I'm not a sociologist and I'm not going to look for links, but I'm pretty sure there is a strong correlation between poverty and crime. Now certainly correlation doesn't mean causation... but is keeping people in poverty more likely to cause or to prevent crime? But this question might make the bad assumption that the intent of the criminal justice system is to prevent crime in the first place.
We all pay for crime. Something to keep in mind. Social justice is more than just feeling good and being fair. It's about practicality also.
The solution isn't making a more efficient competitor to Jpay. The solution is abolishing prisons. Angela Davis has written a good short book on this subject called "Are Prisons Obsolete?".
Well, that may be a bit of a stretch (are you really going to put seasoned killers in the street?). A first step would be ensure that inmates and their families are not treated like animals. Unfortunately, this is also a societal choice, and that's something often difficult to sensitize the citizenry to. A system like this prospers because both JPay and the authorities benefit from it, and because neither US citizens or the press, who could do something about it, care about what happens.
making profit out of prisons, in all shape and forms, is a such unbelievable conflict of interests. It is the ultimate monopoly - monopoly of force and violence - that is being abused by existence of any revenue stream associated with prison system.
"He says he charges only as much as he must to maintain a razor-thin profit margin."
I have a hard time believing this. Does any one have experience in this space? The way I understand it, it really shouldn't cost $6+ for an electronic transaction.
I used to do work in this space and personally diligenced JPay for investment purposes. Their profit margins are low for the same reason most successful startups have no profit - growth. They're growing incredibly fast, investing in sales and marketing efforts (as well as the 'commissions'). Take out the growth aspects, you have a company with very high gross margins.

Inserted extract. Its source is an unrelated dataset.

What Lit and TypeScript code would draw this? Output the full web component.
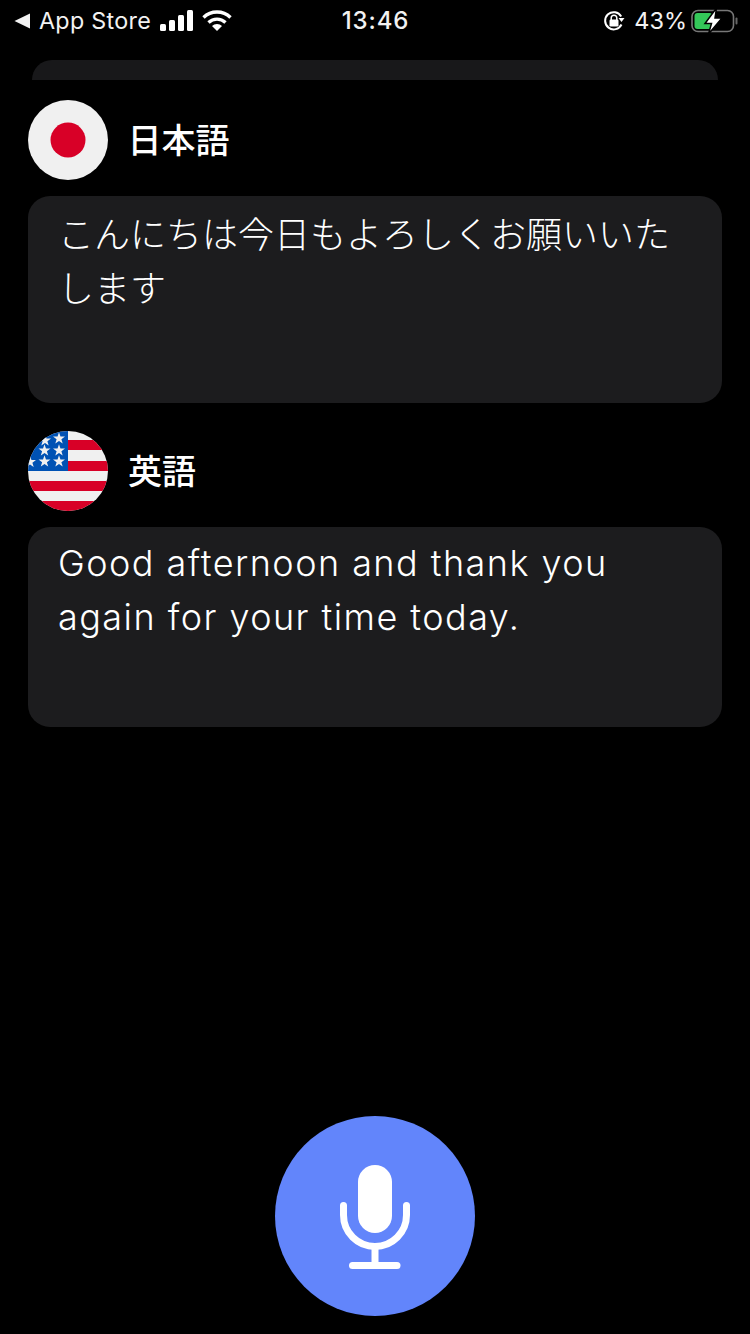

Is this company in any sense a startup? They seem like a utility to me. I've never seen any ads they've run, and I can't imagine an ad volume that would justify $6 emails, so "sales and marketing" seems to be a euphemism for "lobbying, bribery, and personal entertainment slush-fund". This much basically-stolen money being thrown around is bound to erode ethics. It will surprise no one if multiple principals of this firm get to use these services personally within the decade.
pEOPLe you're all talking out of total ignorance. Jpay has huge capex - since none of you know anything about business ill explain - they spend millions upon millions of dollars deploying networks and computer banks in prisons for inmates to access these services. Now you know why their margins are high? Understand why they charge for email? If they were gouging customers people would send snail mail. You are all plain dumb. And I'm a former customer who used to pay these damn fees!
Two stories next to each other on the home page with someone called Ryan Shapiro in them, in both cases he is 37. One where he is an foia activist [1], and this one where he runs a company profiting from prisoner's families. Are they the same people or is this just a strange coincidence?
> CCA (Community Corrections of America) is owned by a group of judges, I believe.
CCA, Corrections Corporation of America, is publicly-traded REIT, as is GEO Group. Anybody here with access to the American public equities markets can purchase shares of stock in CXW or GEO.
There is a good lesson in this article that is getting lost in the debate. The lesson is don't go around committing armed robberies. You are screwing your family. More specifically, you are punishing your mother.
1: http://www.jpayinc.com/email_videograms.html
"One stamp corresponds to one 6000 character message (about the length of one handwritten page), or one attachment."
"JPay’s correctional email service is faster than regular mail, with inmates usually receiving emails within 48 hours." (emphasis added)
Looking up the pricing for a random facility[2], it's $18 for 40 'stamps', each one of which is good for 1 small attachment or 'page' of text. This is fucking extortion.